>>>>

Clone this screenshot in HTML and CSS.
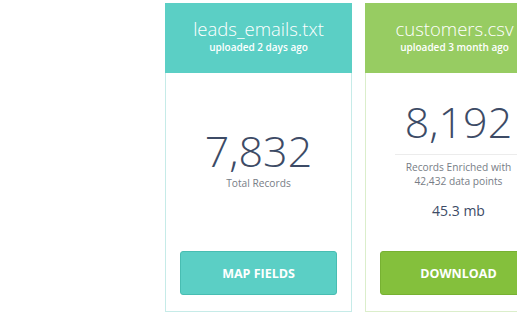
FILE: index.html
```html
<!DOCTYPE html>
<html lang="en">
<head>
    <meta charset="UTF-8">
    <meta name="viewport" content="width=device-width, initial-scale=1.0">
    <title>Uploaded Files</title>
    <link rel="stylesheet" href="styles.css">
</head>
<body>
    <div class="files">
        <!-- Raw upload -->
        <div class="file-card teal">
            <div class="file-head">
                <div class="file-name">leads_emails.txt</div>
                <div class="file-date">uploaded 2 days ago</div>
            </div>
            <div class="file-body">
                <div class="stat">
                    <div class="stat-num">7,832</div>
                    <div class="stat-label">Total Records</div>
                </div>
                <button class="file-btn">MAP FIELDS</button>
            </div>
        </div>

        <!-- Enriched file -->
        <div class="file-card green">
            <div class="file-head">
                <div class="file-name">customers.csv</div>
                <div class="file-date">uploaded 3 month ago</div>
            </div>
            <div class="file-body">
                <div class="stat enriched">
                    <div class="stat-num">8,192</div>
                    <hr class="divider">
                    <div class="stat-label">Records Enriched with<br>42,432 data points</div>
                    <div class="file-size">45.3 mb</div>
                </div>
                <button class="file-btn">DOWNLOAD</button>
            </div>
        </div>
    </div>
</body>
</html>
```

FILE: styles.css
```css
:root {
    --teal: #5bcfc5;
    --teal-dark: #48bdb2;
    --teal-line: #c6ebe8;
    --green: #97cc62;
    --green-btn: #84c03c;
    --green-dark: #77b132;
    --green-line: #dbeecb;
    --ink: #3d4b66;
    --muted: #777d86;
}
* {
    box-sizing: border-box;
    margin: 0;
    padding: 0;
}
body {
    font-family: 'Open Sans', 'Noto Sans', sans-serif;
    background-color: #fff;
    color: var(--ink);
    overflow: hidden;
}
.files {
    display: flex;
    gap: 13px;
    padding: 3px 0 0 165px;
    width: 800px;
}
.file-card {
    width: 187px;
    height: 309px;
    flex-shrink: 0;
    display: flex;
    flex-direction: column;
    border: 1px solid var(--teal-line);
    border-top: none;
    background: #fff;
}
.file-card.green {
    border-color: var(--green-line);
}
.file-head {
    height: 70px;
    margin: 0 -1px;
    padding-top: 14px;
    text-align: center;
    color: #fff;
    background-color: var(--teal);
}
.green .file-head {
    background-color: var(--green);
    padding-right: 8px;
}
.file-name {
    font-size: 18.5px;
    font-weight: 300;
    line-height: 24px;
}
.file-date {
    font-size: 10px;
    font-weight: 600;
    line-height: 12px;
}
.file-body {
    flex: 1;
    display: flex;
    flex-direction: column;
    justify-content: space-between;
    padding: 0 14px 16px;
}
.stat {
    text-align: center;
    padding-top: 53px;
}
.stat.enriched {
    padding-top: 24px;
}
.stat-num {
    font-size: 43px;
    font-weight: 300;
    line-height: 50px;
}
.stat-label {
    font-size: 10.2px;
    line-height: 14px;
    color: var(--muted);
}
.divider {
    border: none;
    border-top: 1px solid #ececec;
    margin: 7px 15px 5px;
}
.file-size {
    margin-top: 14px;
    font-size: 14px;
    line-height: 18px;
}
.file-btn {
    height: 44px;
    width: 100%;
    border: 1px solid var(--teal-dark);
    border-radius: 3px;
    background-color: var(--teal);
    color: #fff;
    font-family: inherit;
    font-size: 12.5px;
    font-weight: 700;
    cursor: pointer;
}
.green .file-btn {
    background-color: var(--green-btn);
    border-color: var(--green-dark);
}
```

<<<<

EXERCISE: Write out each line of the data exactly; the images should be left out.

EXPECTED ANSWER:
Clone this screenshot in HTML and CSS.
FILE: index.html
```html
<!DOCTYPE html>
<html lang="en">
<head>
    <meta charset="UTF-8">
    <meta name="viewport" content="width=device-width, initial-scale=1.0">
    <title>Uploaded Files</title>
    <link rel="stylesheet" href="styles.css">
</head>
<body>
    <div class="files">
        <!-- Raw upload -->
        <div class="file-card teal">
            <div class="file-head">
                <div class="file-name">leads_emails.txt</div>
                <div class="file-date">uploaded 2 days ago</div>
            </div>
            <div class="file-body">
                <div class="stat">
                    <div class="stat-num">7,832</div>
                    <div class="stat-label">Total Records</div>
                </div>
                <button class="file-btn">MAP FIELDS</button>
            </div>
        </div>

        <!-- Enriched file -->
        <div class="file-card green">
            <div class="file-head">
                <div class="file-name">customers.csv</div>
                <div class="file-date">uploaded 3 month ago</div>
            </div>
            <div class="file-body">
                <div class="stat enriched">
                    <div class="stat-num">8,192</div>
                    <hr class="divider">
                    <div class="stat-label">Records Enriched with<br>42,432 data points</div>
                    <div class="file-size">45.3 mb</div>
                </div>
                <button class="file-btn">DOWNLOAD</button>
            </div>
        </div>
    </div>
</body>
</html>
```

FILE: styles.css
```css
:root {
    --teal: #5bcfc5;
    --teal-dark: #48bdb2;
    --teal-line: #c6ebe8;
    --green: #97cc62;
    --green-btn: #84c03c;
    --green-dark: #77b132;
    --green-line: #dbeecb;
    --ink: #3d4b66;
    --muted: #777d86;
}
* {
    box-sizing: border-box;
    margin: 0;
    padding: 0;
}
body {
    font-family: 'Open Sans', 'Noto Sans', sans-serif;
    background-color: #fff;
    color: var(--ink);
    overflow: hidden;
}
.files {
    display: flex;
    gap: 13px;
    padding: 3px 0 0 165px;
    width: 800px;
}
.file-card {
    width: 187px;
    height: 309px;
    flex-shrink: 0;
    display: flex;
    flex-direction: column;
    border: 1px solid var(--teal-line);
    border-top: none;
    background: #fff;
}
.file-card.green {
    border-color: var(--green-line);
}
.file-head {
    height: 70px;
    margin: 0 -1px;
    padding-top: 14px;
    text-align: center;
    color: #fff;
    background-color: var(--teal);
}
.green .file-head {
    background-color: var(--green);
    padding-right: 8px;
}
.file-name {
    font-size: 18.5px;
    font-weight: 300;
    line-height: 24px;
}
.file-date {
    font-size: 10px;
    font-weight: 600;
    line-height: 12px;
}
.file-body {
    flex: 1;
    display: flex;
    flex-direction: column;
    justify-content: space-between;
    padding: 0 14px 16px;
}
.stat {
    text-align: center;
    padding-top: 53px;
}
.stat.enriched {
    padding-top: 24px;
}
.stat-num {
    font-size: 43px;
    font-weight: 300;
    line-height: 50px;
}
.stat-label {
    font-size: 10.2px;
    line-height: 14px;
    color: var(--muted);
}
.divider {
    border: none;
    border-top: 1px solid #ececec;
    margin: 7px 15px 5px;
}
.file-size {
    margin-top: 14px;
    font-size: 14px;
    line-height: 18px;
}
.file-btn {
    height: 44px;
    width: 100%;
    border: 1px solid var(--teal-dark);
    border-radius: 3px;
    background-color: var(--teal);
    color: #fff;
    font-family: inherit;
    font-size: 12.5px;
    font-weight: 700;
    cursor: pointer;
}
.green .file-btn {
    background-color: var(--green-btn);
    border-color: var(--green-dark);
}
```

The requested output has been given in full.